Dir-se-ia que os sucessivos fracassos que esta área testemunhou no passado terão impulsionado a emergência de posições mais realistas e pragmáticas, agora despojadas de uma certa arrogância abandonado que foi o mito segundo o qual seria possível erradicar o consumo de drogas em sociedades fortemente dominadas pelo seu uso.

Outro traço comum a estas alterações, traduz-se no que poderíamos designar pelo primado do indivíduo em relação à substância/droga, uma tendência que atravessa os diferentes domínios da intervenção nas toxicodependências.

Comecemos pela prevenção. Evitar que o jovem trilhe os caminhos que o podem conduzir à experimentação, ao consumo regular e, por fim, à dependência da(s) droga(s) representa uma prioridade da intervenção muitas vezes proclamada nesta área. Para que tal aconteça não basta, no entanto, diabolizar as drogas, realçar quanto são prejudiciais para o indivíduo ou a sociedade. Pelo contrário, o recurso a tácticas meramente informativas ou geradoras de medo, pode mesmo suscitar a curiosidade do jovem pelas drogas, precipitando a experimentação. Em suma, ao falar das drogas podemos estar a incentivar o seu consumo.

Em vez disso, as abordagens de prevenção procuram, cada vez mais, ajudar o jovem a compreender-se numa sociedade consumidora de drogas, propiciando condições para que possa explorar livremente as suas atitudes e experiências, aumentando a sua responsabilização no que se refere às incontáveis decisões que terá de tomar ao longo da vida. O foco da intervenção desloca-se da droga para o potencial consumidor.

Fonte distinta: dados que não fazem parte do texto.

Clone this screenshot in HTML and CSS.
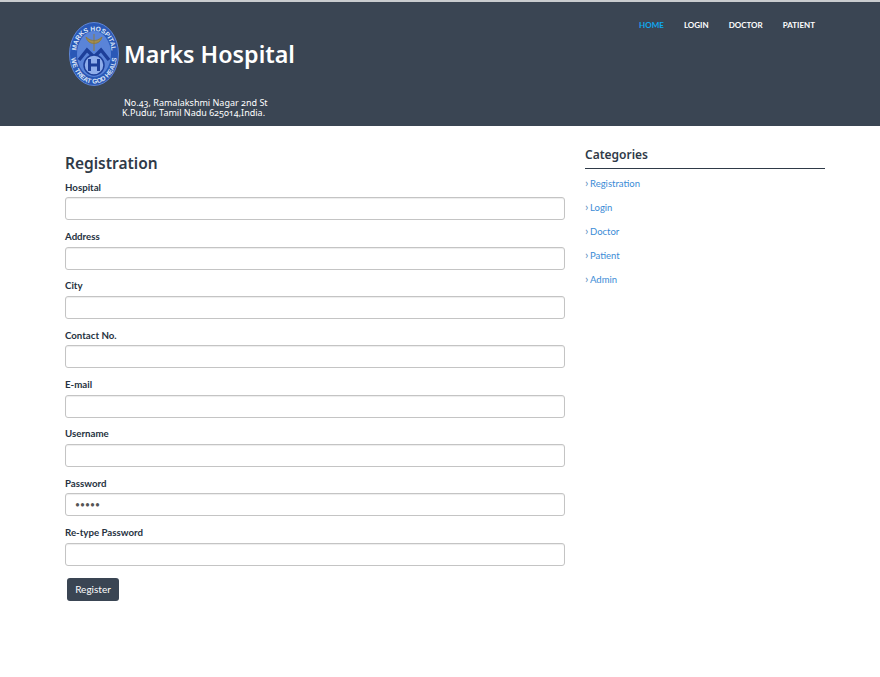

Na área do tratamento assistimos a uma evolução semelhante. A começar pelas próprias condições susceptíveis de desencadear mudanças positivas em relação ao problema do indivíduo com as drogas. Acreditou-se, durante muito tempo, que, para serem eficazes, as abordagens de tratamento deveriam recorrer a tácticas agressivas e hostis, organizarem-se como uma espécie de "terapia de ataque", considerada por muitos como o único meio de neutralizar os poderosos "mecanismos de defesa" que caracterizariam as pessoas dependentes de drogas.

À semelhança do que se verificou no domínio da prevenção, a ineficácia associada à utilização destas abordagens deu lugar a filosofias de tratamento em que a responsabilidade em relação à mudança é deixada, em larga medida, ao livre arbítrio do próprio toxicodependente. Este é visto como alguém capaz de escolher, de exercer um controlo sobre os seus comportamentos. As finalidades das intervenções tornam-se igualmente mais flexíveis: abandonar os consumos de drogas deixa de ser a prioridade absoluta do tratamento; os objectivos do tratamento podem ser negociados em função das necessidades e das características que o problema assume em cada caso particular.

A obsessão em extirpar a origem de todos os problemas (a droga), suaviza-se, torna-se menos intensa. Isso mesmo transparece, dum modo claro, nas intervenções baseadas no modelo da redução dos danos. O essencial da actuação envolve avaliar quais os tipos de efeitos que são provocados pelo consumo de drogas em termos dos benefícios ou malefícios para o consumidor e para a sociedade (e não na base de tais comportamentos poderem ser considerados moralmente aceitáveis ou condenáveis). Consequentemente, a ênfase é colocada não na supressão dos consumos mas em mitigar as suas consequências mais negativas.

Apesar de positivos, estes avanços dificilmente conduzirão a uma qualquer solução mágica que elimine por completo o abuso de drogas e as suas consequências mais nefastas. O consumo de drogas representará sempre um desafio para as sociedades actuais e vindouras, exigindo uma constante reformulação e adequação das estratégias às por vezes rápidas transformações que o próprio fenómeno do uso de substâncias psicoactivas assume em diferentes momentos da sua evolução. Implicará mesmo, em algumas situações, operar rupturas das quais possam emergir novos modos de actuação. Que se espera estejam baseados num espírito aberto e no respeito pela pessoa humana.